Good Tuesday AM from your Hometown Lender,

Rates should be improving for lots of reasons, not the least being this morning’s low inflation report, but they are not.

The market is looking for a reason to buy equities and are not showing any concern or interest in bonds. Rising stock prices are much sexier and can be more profitable. The 10-yr has hit 4.50% today and has taken out the highs back to late February. The good news is the bleeding should just about be over. Locking right now is a bit like closing the barn door after the horses have gone.

On Inflation

It came in softer than expected for a third month, but that did nothing to change markets’ expectations for future Fed rate cuts. One argument can be made that increased prices from tariffs haven’t yet hit store shelves en masse, with many companies still working through a massive stockpile of built-up inventory. However, with tariffs being paused or lowered amid trade talks, many products may narrowly miss having to increase prices at all.

Markets are now pricing in the updated forecast that the Fed will only cut twice this year, although there is still some support that there will be three cuts. It would take some clear signs that the labor market is tanking in order to turn this around. As long as expectations remain the same, this is now a neutral player when it comes to mortgage rates, with the expected cuts already priced in.

Tariffs have caused some volatility but are no longer causing whipsaw moves.

Despite the idea that the reduction in tariffs and the talk about trade wars would help keep inflation in check (which should help mortgage rates), the concerns about a pending recession are quickly falling. A weaker economy would have helped rates, so signs of a stable economy without huge tariffs to worry about will pressure mortgage rates to at least stay at current levels.

Rates are likely to stay on the higher side of the range we’ve seen since February. January saw rates hit highs for the year, then fall in February to level off in March. Rates spiked in April, however not matching the January worst levels, and were volatile in April but are settling down now in a range that is higher than March but still better than January.

And.. I found this interesting note from Redfin…

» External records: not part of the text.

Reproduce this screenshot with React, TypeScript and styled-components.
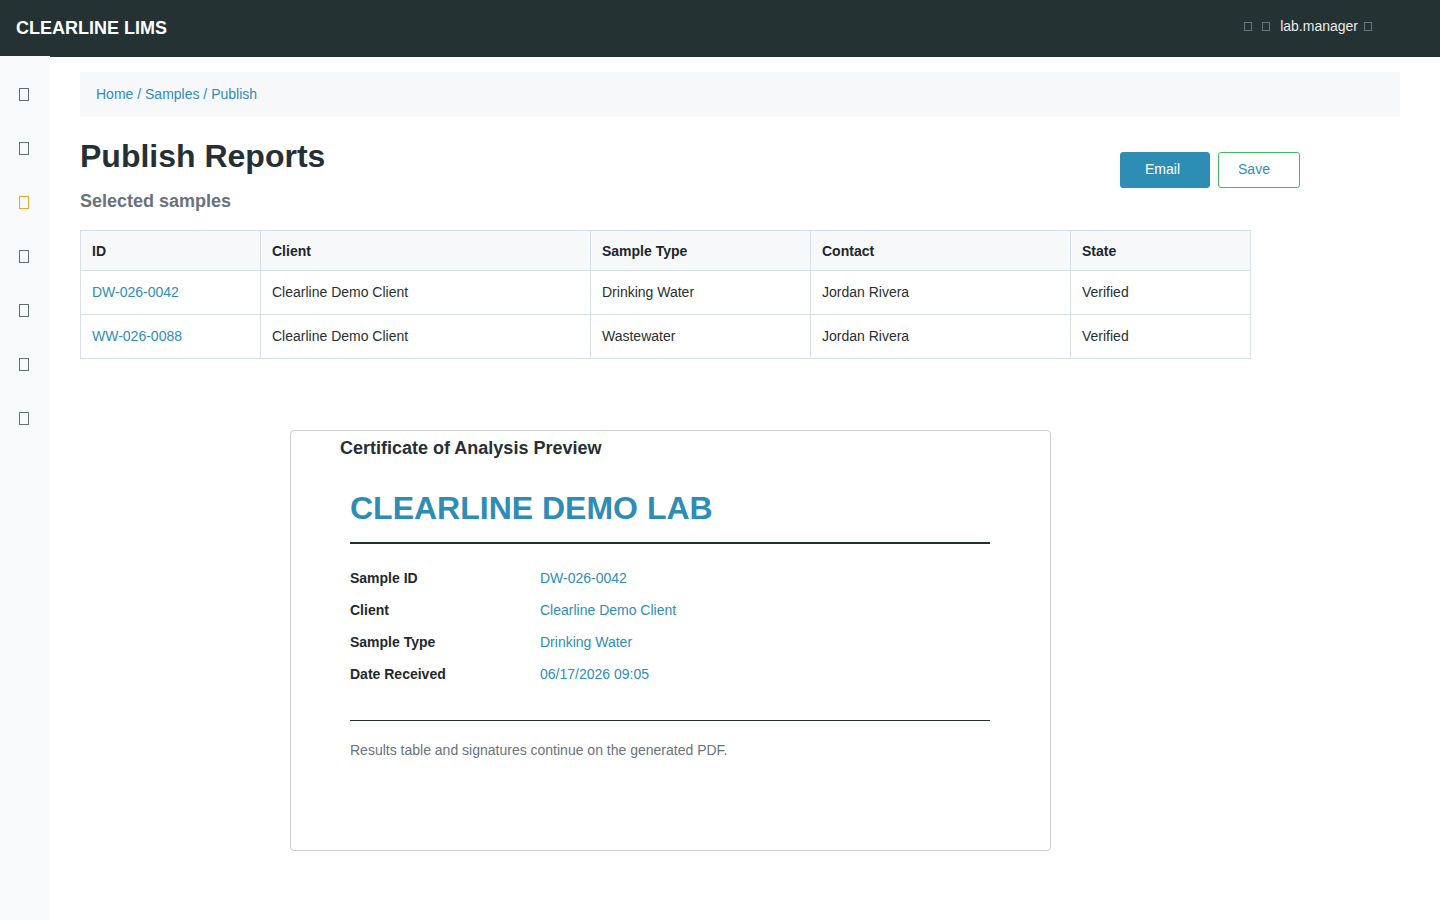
import React from "react";
import styled, { createGlobalStyle } from "styled-components";

const GlobalStyle = createGlobalStyle`
    html, body {
        margin: 0;
        padding: 0;
        background: #fff;
        font-family: "Liberation Sans", Arial, sans-serif;
        color: #212529;
    }
    * { box-sizing: border-box; }
`;

const BLUE = "#2f8db7";

const Page = styled.div`
    display: flex;
    flex-direction: column;
    min-height: 920px;
`;

const TopBar = styled.header`
    height: 56px;
    background: #253234;
    display: flex;
    align-items: center;
    justify-content: space-between;
    padding: 0 16px;
`;

const Brand = styled.div`
    color: #fff;
    font-size: 18px;
    font-weight: bold;
    margin-top: 1px;
`;

const UserArea = styled.div`
    display: flex;
    align-items: center;
    gap: 10px;
    margin-right: 52px;
    margin-bottom: 4px;
    color: #e8ecec;
    font-size: 14px;
`;

// missing-glyph boxes, as the icon font never loaded
const Glyph = styled.span<{ $color?: string; $w?: number; $h?: number }>`
    display: inline-block;
    width: ${(p) => p.$w ?? 8}px;
    height: ${(p) => p.$h ?? 9}px;
    border: 1px solid ${(p) => p.$color ?? "#69757a"};
`;

const Body = styled.div`
    display: flex;
    flex: 1;
`;

const SideNav = styled.nav`
    width: 50px;
    background: #f8fafc;
    display: flex;
    flex-direction: column;
    align-items: center;
    padding: 32px 2px 0 0;
    gap: 41px;
    min-height: 864px;
`;

const Main = styled.main`
    flex: 1;
    border-top: 1px solid #253234;
    padding: 15px 40px 40px 30px;
`;

const Breadcrumb = styled.div`
    height: 45px;
    background: #f6f8fa;
    display: flex;
    align-items: center;
    padding: 0 16px 1px;
    font-size: 14px;
    color: ${BLUE};
`;

const HeadRow = styled.div`
    display: flex;
    justify-content: space-between;
    align-items: flex-start;
    padding-right: 100px;
`;

const Title = styled.h1`
    margin: 20px 0 0;
    font-size: 32px;
    line-height: 38px;
    font-weight: bold;
    color: #253036;
`;

const SubTitle = styled.h2`
    margin: 15px 0 0;
    font-size: 18px;
    line-height: 22px;
    font-weight: bold;
    color: #68727c;
`;

const Actions = styled.div`
    display: flex;
    gap: 8px;
    margin-top: 35px;
`;

const Button = styled.button<{ $primary?: boolean }>`
    height: 36px;
    width: ${(p) => (p.$primary ? 90 : 82)}px;
    border-radius: 3px;
    font-family: inherit;
    font-size: 14px;
    cursor: pointer;
    padding: 0 ${(p) => (p.$primary ? 5 : 10)}px 2px 0;
    background: ${(p) => (p.$primary ? "#2e8db5" : "#fff")};
    color: ${(p) => (p.$primary ? "#fff" : BLUE)};
    border: 1px solid ${(p) => (p.$primary ? "#2e8db5" : "#40bb5e")};
`;

const Table = styled.table`
    margin-top: 18px;
    width: 1171px;
    border-collapse: collapse;
    font-size: 14px;
`;

const Th = styled.th<{ $w: number }>`
    width: ${(p) => p.$w}px;
    height: 40px;
    text-align: left;
    padding: 0 11px;
    background: #f6f8fa;
    border: 1px solid #d9dfe6;
    font-weight: bold;
    color: #212529;
`;

const Td = styled.td<{ $link?: boolean }>`
    height: 44px;
    padding: 0 11px 1px;
    border: 1px solid #d9dfe6;
    color: ${(p) => (p.$link ? BLUE : "#2a2f33")};
`;

const PreviewCard = styled.section`
    margin: 71px 0 0 210px;
    width: 761px;
    height: 421px;
    border: 1px solid #c9cdd2;
    border-radius: 4px;
    padding-top: 6px;
`;

const PreviewTitle = styled.div`
    margin-left: 49px;
    font-size: 18px;
    line-height: 22px;
    font-weight: bold;
    color: #253036;
`;

const Doc = styled.div`
    padding: 0 60px 0 59px;
`;

const LabName = styled.div`
    margin-top: 30px;
    font-size: 32px;
    line-height: 38px;
    font-weight: bold;
    color: #2e8db5;
    padding-bottom: 15px;
    border-bottom: 2px solid #253036;
`;

const Fields = styled.div`
    padding: 18px 0 30px;
    border-bottom: 1px solid #253036;
`;

const Field = styled.div`
    display: grid;
    grid-template-columns: 190px 1fr;
    height: 32px;
    align-items: center;
    font-size: 14px;
`;

const FieldLabel = styled.span`
    font-weight: bold;
    color: #23292e;
`;

const FieldValue = styled.span`
    color: ${BLUE};
`;

const Note = styled.p`
    margin: 19px 0 0;
    font-size: 14px;
    line-height: 20px;
    color: #6a737d;
`;

const columns = [
    { key: "id", label: "ID", width: 180 },
    { key: "client", label: "Client", width: 330 },
    { key: "type", label: "Sample Type", width: 220 },
    { key: "contact", label: "Contact", width: 260 },
    { key: "state", label: "State", width: 180 },
];

const samples = [
    { id: "DW-026-0042", client: "Clearline Demo Client", type: "Drinking Water", contact: "Jordan Rivera", state: "Verified" },
    { id: "WW-026-0088", client: "Clearline Demo Client", type: "Wastewater", contact: "Jordan Rivera", state: "Verified" },
];

const coaFields = [
    ["Sample ID", "DW-026-0042"],
    ["Client", "Clearline Demo Client"],
    ["Sample Type", "Drinking Water"],
    ["Date Received", "06/17/2026 09:05"],
];

export default function App() {
    return (
        <Page>
            <GlobalStyle />
            <TopBar>
                <Brand>CLEARLINE LIMS</Brand>
                <UserArea>
                    <Glyph />
                    <Glyph />
                    <span>lab.manager</span>
                    <Glyph style={{ marginLeft: -4 }} />
                </UserArea>
            </TopBar>
            <Body>
                <SideNav>
                    {[0, 1, 2, 3, 4, 5, 6].map((i) => (
                        <Glyph key={i} $w={10} $h={13} $color={i === 2 ? "#f2a533" : "#646d74"} />
                    ))}
                </SideNav>
                <Main>
                    <Breadcrumb>Home / Samples / Publish</Breadcrumb>
                    <HeadRow>
                        <div>
                            <Title>Publish Reports</Title>
                            <SubTitle>Selected samples</SubTitle>
                        </div>
                        <Actions>
                            <Button $primary>Email</Button>
                            <Button>Save</Button>
                        </Actions>
                    </HeadRow>
                    <Table>
                        <thead>
                            <tr>
                                {columns.map((c) => (
                                    <Th key={c.key} $w={c.width}>{c.label}</Th>
                                ))}
                            </tr>
                        </thead>
                        <tbody>
                            {samples.map((s) => (
                                <tr key={s.id}>
                                    <Td $link>{s.id}</Td>
                                    <Td>{s.client}</Td>
                                    <Td>{s.type}</Td>
                                    <Td>{s.contact}</Td>
                                    <Td>{s.state}</Td>
                                </tr>
                            ))}
                        </tbody>
                    </Table>
                    <PreviewCard>
                        <PreviewTitle>Certificate of Analysis Preview</PreviewTitle>
                        <Doc>
                            <LabName>CLEARLINE DEMO LAB</LabName>
                            <Fields>
                                {coaFields.map(([label, value]) => (
                                    <Field key={label}>
                                        <FieldLabel>{label}</FieldLabel>
                                        <FieldValue>{value}</FieldValue>
                                    </Field>
                                ))}
                            </Fields>
                            <Note>Results table and signatures continue on the generated PDF.</Note>
                        </Doc>
                    </PreviewCard>
                </Main>
            </Body>
        </Page>
    );
}
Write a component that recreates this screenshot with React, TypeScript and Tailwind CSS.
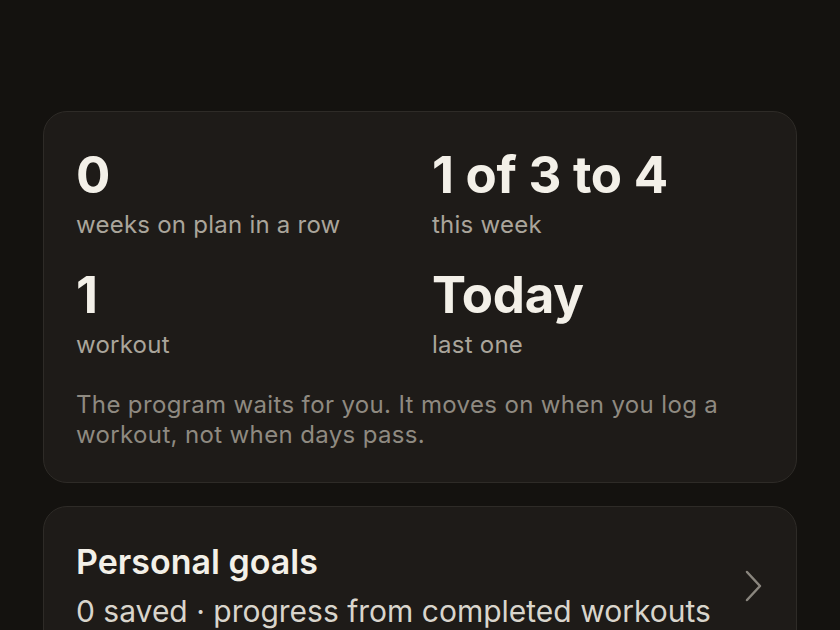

In 2005, the median U.S. homeowner lived and owned their primary home for 6.5 years. In 2024, the median U.S. homeowner lived and owned their primary home for 11.8 years. That means the typical U.S. home today has been owned by the same person for nearly twice as long as in 2005—resulting in less turnover in the housing market. That affects the entire ecosystem. For some millennials and Gen Xers, it could mean staying longer in their starter homes as they struggle to find a move-up property in their desired location. And for first-time buyers, especially Gen Z, the lack of turnover means fewer entry-level homes coming up for sale.